5 Mistakes To Avoid After Haiyan - Lessons From Past Disasters

U.S. Marines help Haiyan victims
U.S. Marines help Haiyan victims
Julie Farrar

TACLOBAN — The pictures emerging from the Philippines after Typhoon Haiyan last weekend show utter devastation.

Experts will say that no two natural disasters are ever the same, yet it can often be useful to learn from reactions to past calamities.

United Nations agencies were quick to announce the call for funds to support the victims of Haiyan, with estimates of some 11.3 million people affected, including 670,000 displaced, according to Geneva-based daily Le Temps.

As of Thursday, the official death toll from Haiyan, known locally as Yolanda, was nearing 2,300, with some estimations that it could increase to 10,000. About 285,000 people died in the 2004 tsunami, most of them in Indonesia.
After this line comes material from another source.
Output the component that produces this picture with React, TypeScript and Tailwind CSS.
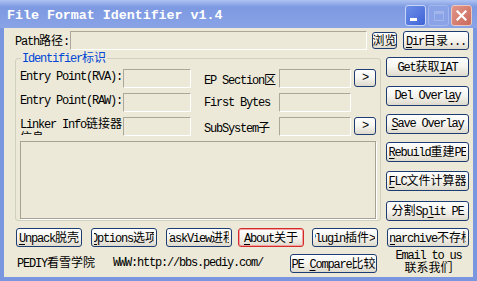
import clsx from 'clsx';

// "&" marks the access key (underlined), as in a Windows resource string
const CJK = /[\u2E80-\u9FFF\uFF00-\uFFEF]/;

function Txt({ s }: { s: string }) {
  const segs: { text: string; cjk: boolean; u: boolean }[] = [];
  for (let i = 0; i < s.length; i++) {
    let ch = s[i];
    let u = false;
    if (ch === '&' && i + 1 < s.length) {
      i++;
      ch = s[i];
      u = true;
    }
    const cjk = CJK.test(ch);
    const last = segs[segs.length - 1];
    if (last && last.cjk === cjk && last.u === u) last.text += ch;
    else segs.push({ text: ch, cjk, u });
  }
  return (
    <span className="whitespace-pre">
      {segs.map((g, i) => (
        <span
          key={i}
          className={clsx(
            g.cjk ? "font-['Noto_Sans_CJK_SC']" : 'tracking-[-1.2px]',
            g.u && 'underline decoration-1 underline-offset-[2px]',
          )}
        >
          {g.text}
        </span>
      ))}
    </span>
  );
}

function Btn({ s, className }: { s: string; className?: string }) {
  return (
    <div
      className={clsx(
        'flex shrink-0 rounded-[3px] border bg-linear-to-b from-white via-[#f5f4ef] to-[#dedacd] px-[2px] text-black',
        className ?? 'border-[#1d3c72]',
      )}
    >
      {/* the caption is clipped a little inside the frame, like a Win32 button */}
      <div className="flex w-full items-center justify-center overflow-hidden">
        <Txt s={s} />
      </div>
    </div>
  );
}

function Field({ className }: { className: string }) {
  return (
    <div
      className={clsx(
        'shrink-0 border border-t-[#aca899] border-l-[#aca899] border-r-white border-b-white bg-[#ece9d8]',
        className,
      )}
    />
  );
}

function TitleButtons() {
  return (
    <div className="mt-[5px] ml-auto mr-[5px] flex gap-[2px] self-start">
      <div className="flex h-[21px] w-[21px] items-end rounded-[3px] border border-[#c9d6f6] bg-linear-to-br from-[#6d8fe8] to-[#3f63d6] px-[4px] pb-[4px]">
        <div className="h-[3px] w-[7px] bg-white" />
      </div>
      <div className="flex h-[21px] w-[21px] items-center justify-center rounded-[3px] border border-[#a3b7ee] bg-[#8aa3e6]">
        <div className="h-[10px] w-[10px] border border-t-[3px] border-[#a2b6ec]" />
      </div>
      <div className="flex h-[21px] w-[21px] items-center justify-center rounded-[3px] border border-[#ecc7be] bg-linear-to-br from-[#e2968a] to-[#c96a5c]">
        <svg width="11" height="11" viewBox="0 0 11 11">
          <path d="M1.5 1.5 L9.5 9.5 M9.5 1.5 L1.5 9.5" stroke="white" strokeWidth="2.2" strokeLinecap="square" />
        </svg>
      </div>
    </div>
  );
}

const rows = [
  { left: 'Entry Point(RVA):', right: 'EP Section区', more: true },
  { left: 'Entry Point(RAW):', right: 'First Bytes', more: false },
  { left: 'Linker Info链接器信息:', right: 'SubSystem子', more: true },
];

const sideButtons = [
  { s: 'Get获取&IAT', mt: 'mt-[7px]' },
  { s: 'Del Overl&ay', mt: 'mt-[9px]' },
  { s: '&Save Overlay', mt: 'mt-[8px]' },
  { s: '&Rebuild重建PE', mt: 'mt-[8px]' },
  { s: '&FLC文件计算器', mt: 'mt-[9px]' },
  { s: '分割Sp&lit PE', mt: 'mt-[10px]' },
];

export default function App() {
  return (
    <div className="flex h-[281px] w-[477px] flex-col overflow-hidden bg-[#7a96df] font-['Liberation_Mono','Noto_Sans_CJK_SC',monospace] text-[12px] leading-[13px] text-black">
      {/* title bar (inactive Luna) */}
      <div className="flex h-[28px] shrink-0 items-center bg-linear-to-b from-[#adc3f3] from-0% via-[#7d99e1] via-25% to-[#89a3e6] to-100% pl-[7px]">
        <span className="mt-[3px] text-[13.3px] font-bold tracking-normal text-white">
          File Format Identifier v1.4
        </span>
        <TitleButtons />
      </div>

      <div className="mx-[4px] mb-[4px] flex flex-1 flex-col bg-[#ece9d8]">
        {/* path row */}
        <div className="mt-[3px] flex h-[19px] items-center pl-[11px]">
          <div className="w-[55px] shrink-0">
            <Txt s="Path路径:" />
          </div>
          <Field className="h-[19px] w-[297px]" />
          <Btn s="浏览" className="ml-[5px] h-[17px] w-[25px] border-[#1d3c72] !px-0" />
          <Btn s="&Dir目录..." className="ml-[6px] h-[19px] w-[66px] border-[#1d3c72]" />
        </div>

        {/* main area */}
        <div className="flex items-start pl-[11px]">
          <fieldset className="w-[366px] shrink-0 rounded-[3px] border border-[#d0d0bf] px-[4px] pb-[1px]">
            <legend className="ml-[1px] px-[1px] leading-[14px] text-[#0046d5]">
              <Txt s="Identifier标识" />
            </legend>
            <div className="mt-[3px] flex flex-col gap-[5px]">
              {rows.map((r) => (
                <div key={r.left} className="flex h-[19px] items-start">
                  {r.left.includes('链') ? (
                    <div className="h-[18px] w-[103px] shrink-0 overflow-hidden leading-[12px]">
                      <Txt s="Linker Info链接器" />
                      <br />
                      <Txt s="信息:" />
                    </div>
                  ) : (
                    <div className="h-[19px] w-[103px] shrink-0 pt-[2px]">
                      <Txt s={r.left} />
                    </div>
                  )}
                  <Field className="h-[19px] w-[68px]" />
                  <div className="ml-[13px] w-[75px] shrink-0 self-center pt-[2px]">
                    <Txt s={r.right} />
                  </div>
                  <Field className="h-[19px] w-[72px]" />
                  {r.more && (
                    <Btn s=">" className="ml-[3px] h-[18px] w-[22px] border-[#1d3c72]" />
                  )}
                </div>
              ))}
            </div>
            <div className="mt-[5px] h-[78px] w-[356px] border border-[#a5a394] shadow-[1px_1px_0_white]" />
          </fieldset>

          <div className="ml-[5px] flex w-[83px] flex-col">
            {sideButtons.map((b) => (
              <Btn key={b.s} s={b.s} className={clsx('h-[20px] w-[83px] border-[#1d3c72]', b.mt)} />
            ))}
          </div>
        </div>

        {/* command buttons */}
        <div className="mt-[7px] flex h-[19px] pl-[12px]">
          <Btn s="&Unpack脱壳" className="h-[19px] w-[66px] border-[#1d3c72]" />
          <Btn s="&Options选项" className="ml-[9px] h-[19px] w-[66px] border-[#1d3c72]" />
          <Btn s="TaskView进程" className="ml-[9px] h-[19px] w-[66px] border-[#1d3c72]" />
          <Btn
            s="&About关于"
            className="ml-[6px] h-[19px] w-[66px] border-[#d42b2b] shadow-[inset_0_0_0_1px_#f3a0a0] text-[#0b2a8a]"
          />
          <Btn s="Plugin插件>>" className="ml-[8px] h-[19px] w-[66px] border-[#1d3c72]" />
          <Btn s="U&narchive不存档" className="ml-[9px] h-[19px] w-[82px] border-[#1d3c72]" />
        </div>

        {/* footer */}
        <div className="mt-[3px] flex h-[26px] items-center pl-[13px]">
          <div className="w-[96px] shrink-0">
            <Txt s="PEDIY看雪学院" />
          </div>
          <div className="w-[177px] shrink-0">
            <Txt s="WWW:http://bbs.pediy.com/" />
          </div>
          <Btn s="PE &Compare比较" className="mt-[4px] h-[19px] w-[87px] self-start border-[#1d3c72] !px-0" />
          <div className="ml-[18px] mt-[1px] flex w-[67px] flex-col items-center self-start leading-[10px]">
            <Txt s="Email to us" />
            <span className="mt-[1px]">
              <Txt s="联系我们" />
            </span>
          </div>
        </div>
      </div>
    </div>
  );
}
The Haitian government estimates that the earthquake in 2010 took 316,000 lives.

Here are Five Key Lessons to minimize the toll in the aftermath of a major disaster:

1. Pull Together, Don't Duplicate
“I think one of the most critical lessons which we have learned time and time again, especially with Haiti and the tsunami in Asia, is the importance of coordination in the relief efforts,” explains Patrick Fuller of the International Red Cross. “You have a lot of aid and people coming in, organizations and individuals who genuinely want to help but are not aware or are not used to an established coordinating mechanism.”

Elisabeth Byrs of the UN's World Food Programme says the keyword is logistics. "It’s fine to send food or shelter but they can be destroyed," she explained. "Storage and equipment must be in place before any distributions can begin."

The Korean Red Cross mobilise. Photo by Park Jin-Hee/Xinhua/ZUMAPRESS

2. Work With The Locals
When a natural disaster has not damaged the state structures, reports Nouvel Observateur, it is necessary to integrate national institutions to manage the organization for help. Municipalities have a real responsibility in the logistics of aid arriving in decluttering the ports and airports, says François Grünewald of the aid group URD (Urgence, Réhabilitation, Développement).

People in Tacloban collect gas at damaged gas station. Photo: Lui Siu Wai/Xinhua/ZUMA

3. Act Now, Plan Now
Rebuilding and allowing access to affected areas is what must be prioritized now. “Providing immediate aid such as food, water and shelter is important, but relief efforts should also cover what is needed after the emergency phase — like education, sustainable health care, housing and livelihood — to facilitate sustainable solutions for the victims,” said Martin Mulligan of AusAid.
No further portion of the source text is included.